====== Material provided ======
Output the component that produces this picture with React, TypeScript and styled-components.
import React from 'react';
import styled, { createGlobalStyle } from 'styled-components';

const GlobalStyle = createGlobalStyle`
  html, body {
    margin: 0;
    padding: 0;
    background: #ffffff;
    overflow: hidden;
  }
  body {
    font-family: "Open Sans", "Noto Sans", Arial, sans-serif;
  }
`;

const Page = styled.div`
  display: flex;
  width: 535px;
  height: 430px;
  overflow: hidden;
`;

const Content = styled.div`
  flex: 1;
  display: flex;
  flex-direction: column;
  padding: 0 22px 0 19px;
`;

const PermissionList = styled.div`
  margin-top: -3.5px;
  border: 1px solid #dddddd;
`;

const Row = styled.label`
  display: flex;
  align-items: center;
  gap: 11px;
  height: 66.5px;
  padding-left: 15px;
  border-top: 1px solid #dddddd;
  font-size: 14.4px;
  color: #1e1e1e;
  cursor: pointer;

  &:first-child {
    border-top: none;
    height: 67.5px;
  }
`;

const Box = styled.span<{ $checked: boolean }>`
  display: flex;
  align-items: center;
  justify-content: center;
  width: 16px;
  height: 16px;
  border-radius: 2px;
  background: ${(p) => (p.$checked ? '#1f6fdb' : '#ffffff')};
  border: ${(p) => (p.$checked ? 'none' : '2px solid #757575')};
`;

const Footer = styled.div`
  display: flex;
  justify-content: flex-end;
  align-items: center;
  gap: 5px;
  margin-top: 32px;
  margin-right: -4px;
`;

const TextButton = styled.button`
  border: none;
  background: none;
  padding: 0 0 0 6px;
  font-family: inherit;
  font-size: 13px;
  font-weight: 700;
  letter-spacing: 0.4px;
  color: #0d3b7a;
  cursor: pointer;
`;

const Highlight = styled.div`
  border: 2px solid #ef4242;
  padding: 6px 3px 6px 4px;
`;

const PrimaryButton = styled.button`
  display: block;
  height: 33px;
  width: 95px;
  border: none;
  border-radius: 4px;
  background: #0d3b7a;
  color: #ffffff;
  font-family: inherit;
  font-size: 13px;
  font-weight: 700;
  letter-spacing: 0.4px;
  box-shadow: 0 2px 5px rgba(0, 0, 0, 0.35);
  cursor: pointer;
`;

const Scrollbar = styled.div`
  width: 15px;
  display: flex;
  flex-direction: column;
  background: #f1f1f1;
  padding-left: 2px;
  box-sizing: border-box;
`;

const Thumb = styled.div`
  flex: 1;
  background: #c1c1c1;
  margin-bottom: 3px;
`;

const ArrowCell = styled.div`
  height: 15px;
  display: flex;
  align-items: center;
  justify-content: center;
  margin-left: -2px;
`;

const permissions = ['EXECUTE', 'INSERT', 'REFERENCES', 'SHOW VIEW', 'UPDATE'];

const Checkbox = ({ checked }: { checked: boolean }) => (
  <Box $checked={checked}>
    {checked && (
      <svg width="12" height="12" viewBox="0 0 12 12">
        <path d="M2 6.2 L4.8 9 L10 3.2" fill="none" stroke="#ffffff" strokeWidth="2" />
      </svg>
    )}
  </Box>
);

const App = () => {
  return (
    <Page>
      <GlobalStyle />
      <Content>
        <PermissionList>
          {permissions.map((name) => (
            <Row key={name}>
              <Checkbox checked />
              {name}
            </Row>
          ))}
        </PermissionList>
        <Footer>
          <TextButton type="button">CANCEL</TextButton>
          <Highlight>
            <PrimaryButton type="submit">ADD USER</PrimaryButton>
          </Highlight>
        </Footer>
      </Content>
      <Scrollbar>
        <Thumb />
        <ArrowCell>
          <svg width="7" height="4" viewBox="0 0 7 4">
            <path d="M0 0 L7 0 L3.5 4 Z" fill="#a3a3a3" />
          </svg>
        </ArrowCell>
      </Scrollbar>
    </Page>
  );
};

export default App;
======
*What is asked:* Take the lines above and print them exactly.

*Solution to the problem:*
Output the component that produces this picture with React, TypeScript and styled-components.
import React from 'react';
import styled, { createGlobalStyle } from 'styled-components';

const GlobalStyle = createGlobalStyle`
  html, body {
    margin: 0;
    padding: 0;
    background: #ffffff;
    overflow: hidden;
  }
  body {
    font-family: "Open Sans", "Noto Sans", Arial, sans-serif;
  }
`;

const Page = styled.div`
  display: flex;
  width: 535px;
  height: 430px;
  overflow: hidden;
`;

const Content = styled.div`
  flex: 1;
  display: flex;
  flex-direction: column;
  padding: 0 22px 0 19px;
`;

const PermissionList = styled.div`
  margin-top: -3.5px;
  border: 1px solid #dddddd;
`;

const Row = styled.label`
  display: flex;
  align-items: center;
  gap: 11px;
  height: 66.5px;
  padding-left: 15px;
  border-top: 1px solid #dddddd;
  font-size: 14.4px;
  color: #1e1e1e;
  cursor: pointer;

  &:first-child {
    border-top: none;
    height: 67.5px;
  }
`;

const Box = styled.span<{ $checked: boolean }>`
  display: flex;
  align-items: center;
  justify-content: center;
  width: 16px;
  height: 16px;
  border-radius: 2px;
  background: ${(p) => (p.$checked ? '#1f6fdb' : '#ffffff')};
  border: ${(p) => (p.$checked ? 'none' : '2px solid #757575')};
`;

const Footer = styled.div`
  display: flex;
  justify-content: flex-end;
  align-items: center;
  gap: 5px;
  margin-top: 32px;
  margin-right: -4px;
`;

const TextButton = styled.button`
  border: none;
  background: none;
  padding: 0 0 0 6px;
  font-family: inherit;
  font-size: 13px;
  font-weight: 700;
  letter-spacing: 0.4px;
  color: #0d3b7a;
  cursor: pointer;
`;

const Highlight = styled.div`
  border: 2px solid #ef4242;
  padding: 6px 3px 6px 4px;
`;

const PrimaryButton = styled.button`
  display: block;
  height: 33px;
  width: 95px;
  border: none;
  border-radius: 4px;
  background: #0d3b7a;
  color: #ffffff;
  font-family: inherit;
  font-size: 13px;
  font-weight: 700;
  letter-spacing: 0.4px;
  box-shadow: 0 2px 5px rgba(0, 0, 0, 0.35);
  cursor: pointer;
`;

const Scrollbar = styled.div`
  width: 15px;
  display: flex;
  flex-direction: column;
  background: #f1f1f1;
  padding-left: 2px;
  box-sizing: border-box;
`;

const Thumb = styled.div`
  flex: 1;
  background: #c1c1c1;
  margin-bottom: 3px;
`;

const ArrowCell = styled.div`
  height: 15px;
  display: flex;
  align-items: center;
  justify-content: center;
  margin-left: -2px;
`;

const permissions = ['EXECUTE', 'INSERT', 'REFERENCES', 'SHOW VIEW', 'UPDATE'];

const Checkbox = ({ checked }: { checked: boolean }) => (
  <Box $checked={checked}>
    {checked && (
      <svg width="12" height="12" viewBox="0 0 12 12">
        <path d="M2 6.2 L4.8 9 L10 3.2" fill="none" stroke="#ffffff" strokeWidth="2" />
      </svg>
    )}
  </Box>
);

const App = () => {
  return (
    <Page>
      <GlobalStyle />
      <Content>
        <PermissionList>
          {permissions.map((name) => (
            <Row key={name}>
              <Checkbox checked />
              {name}
            </Row>
          ))}
        </PermissionList>
        <Footer>
          <TextButton type="button">CANCEL</TextButton>
          <Highlight>
            <PrimaryButton type="submit">ADD USER</PrimaryButton>
          </Highlight>
        </Footer>
      </Content>
      <Scrollbar>
        <Thumb />
        <ArrowCell>
          <svg width="7" height="4" viewBox="0 0 7 4">
            <path d="M0 0 L7 0 L3.5 4 Z" fill="#a3a3a3" />
          </svg>
        </ArrowCell>
      </Scrollbar>
    </Page>
  );
};

export default App;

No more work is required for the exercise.